Task brief
Return each line of the data below verbatim; pictures are to be left out.

Supplied entries
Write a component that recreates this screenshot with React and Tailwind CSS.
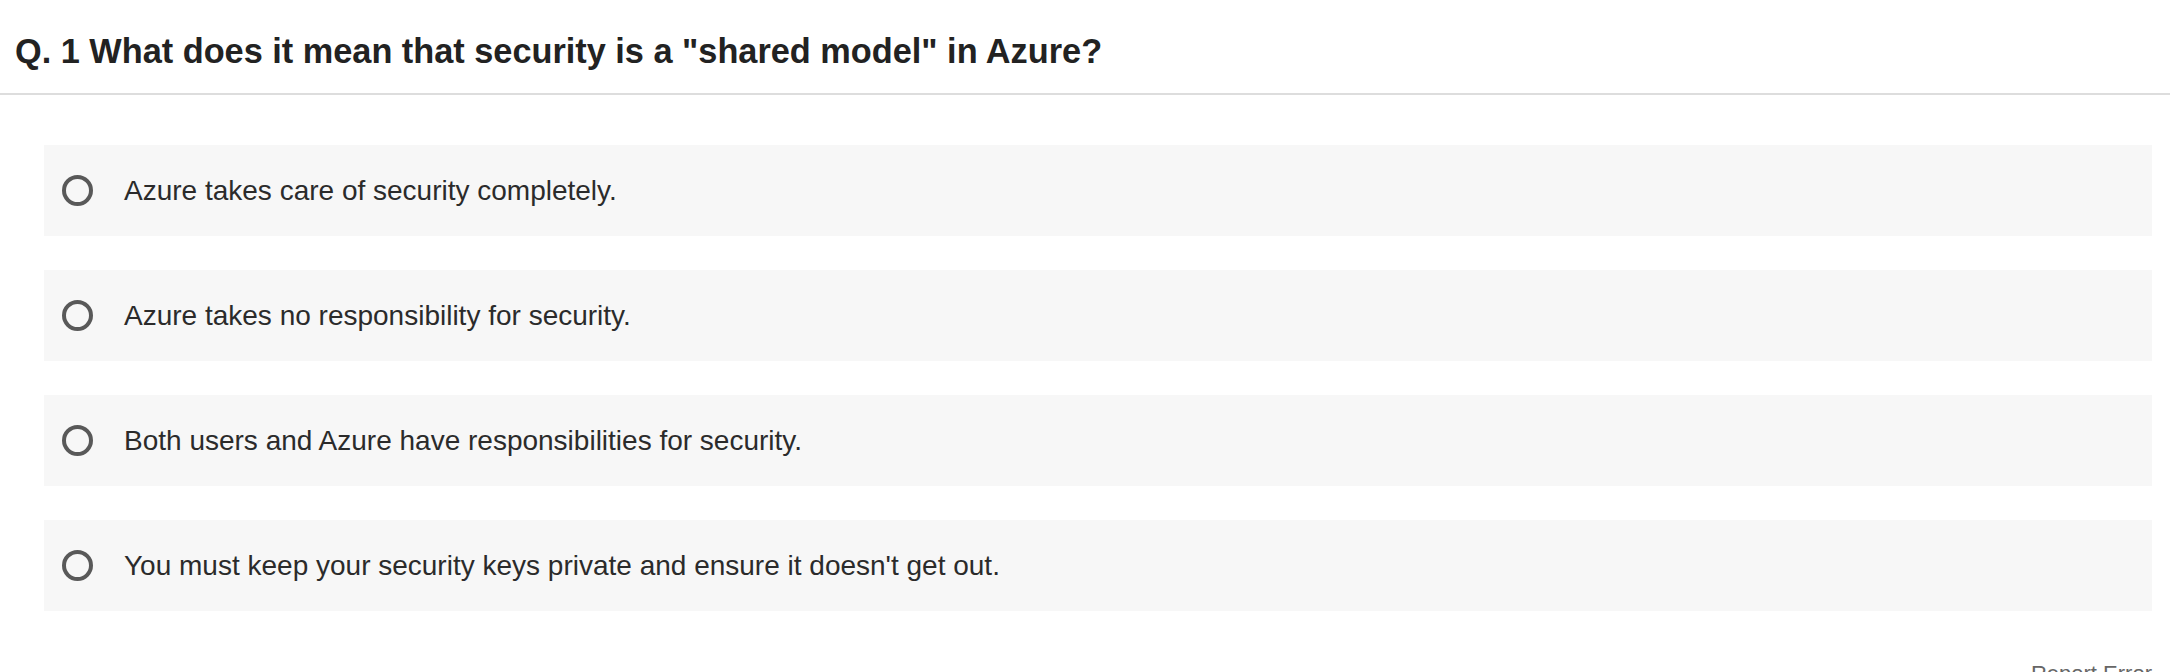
const options = [
  "Azure takes care of security completely.",
  "Azure takes no responsibility for security.",
  "Both users and Azure have responsibilities for security.",
  "You must keep your security keys private and ensure it doesn't get out.",
];

export default function App() {
  return (
    <div className="min-h-screen bg-white font-['Liberation_Sans',Arial,sans-serif] text-[#222]">
      <div className="border-b-2 border-[#dddddd] pl-[15px] pt-[32px] pb-[22px]">
        <h1 className="text-[34.3px] leading-[39px] font-bold text-[#222]">
          Q. 1 What does it mean that security is a "shared model" in Azure?
        </h1>
      </div>

      <div className="pl-[44px] pr-[18px] pt-[50px]">
        <div className="flex flex-col gap-[34px]">
          {options.map((opt) => (
            <label
              key={opt}
              className="flex h-[91px] items-center bg-[#f7f7f7] pl-[18px] cursor-pointer"
            >
              <span className="h-[31px] w-[31px] shrink-0 rounded-full border-4 border-[#595959]" />
              <span className="ml-[31px] text-[28px] leading-[32px] text-[#2b2b2b]">
                {opt}
              </span>
            </label>
          ))}
        </div>

        <div className="mt-[50px] flex justify-end">
          <span className="text-[22px] leading-[25px] text-[#666]">Report Error</span>
        </div>
      </div>
    </div>
  );
}
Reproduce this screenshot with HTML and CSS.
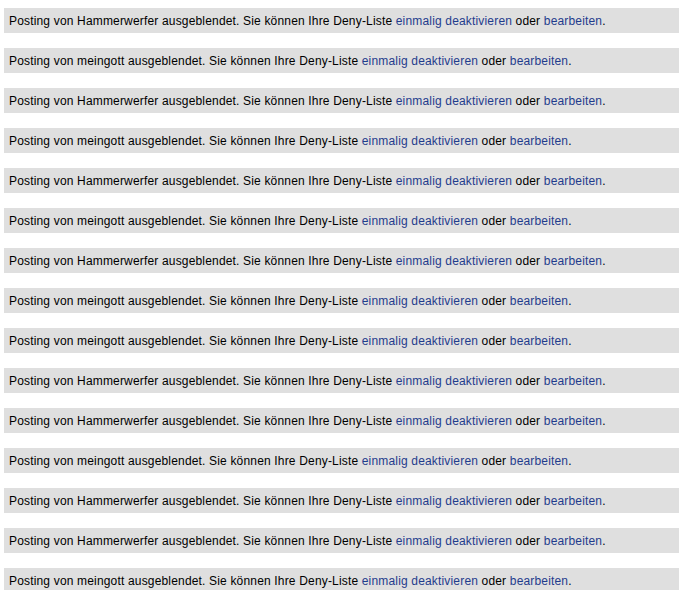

Exercise response
Write a component that recreates this screenshot with React and Tailwind CSS.
const options = [
  "Azure takes care of security completely.",
  "Azure takes no responsibility for security.",
  "Both users and Azure have responsibilities for security.",
  "You must keep your security keys private and ensure it doesn't get out.",
];

export default function App() {
  return (
    <div className="min-h-screen bg-white font-['Liberation_Sans',Arial,sans-serif] text-[#222]">
      <div className="border-b-2 border-[#dddddd] pl-[15px] pt-[32px] pb-[22px]">
        <h1 className="text-[34.3px] leading-[39px] font-bold text-[#222]">
          Q. 1 What does it mean that security is a "shared model" in Azure?
        </h1>
      </div>

      <div className="pl-[44px] pr-[18px] pt-[50px]">
        <div className="flex flex-col gap-[34px]">
          {options.map((opt) => (
            <label
              key={opt}
              className="flex h-[91px] items-center bg-[#f7f7f7] pl-[18px] cursor-pointer"
            >
              <span className="h-[31px] w-[31px] shrink-0 rounded-full border-4 border-[#595959]" />
              <span className="ml-[31px] text-[28px] leading-[32px] text-[#2b2b2b]">
                {opt}
              </span>
            </label>
          ))}
        </div>

        <div className="mt-[50px] flex justify-end">
          <span className="text-[22px] leading-[25px] text-[#666]">Report Error</span>
        </div>
      </div>
    </div>
  );
}
Reproduce this screenshot with HTML and CSS.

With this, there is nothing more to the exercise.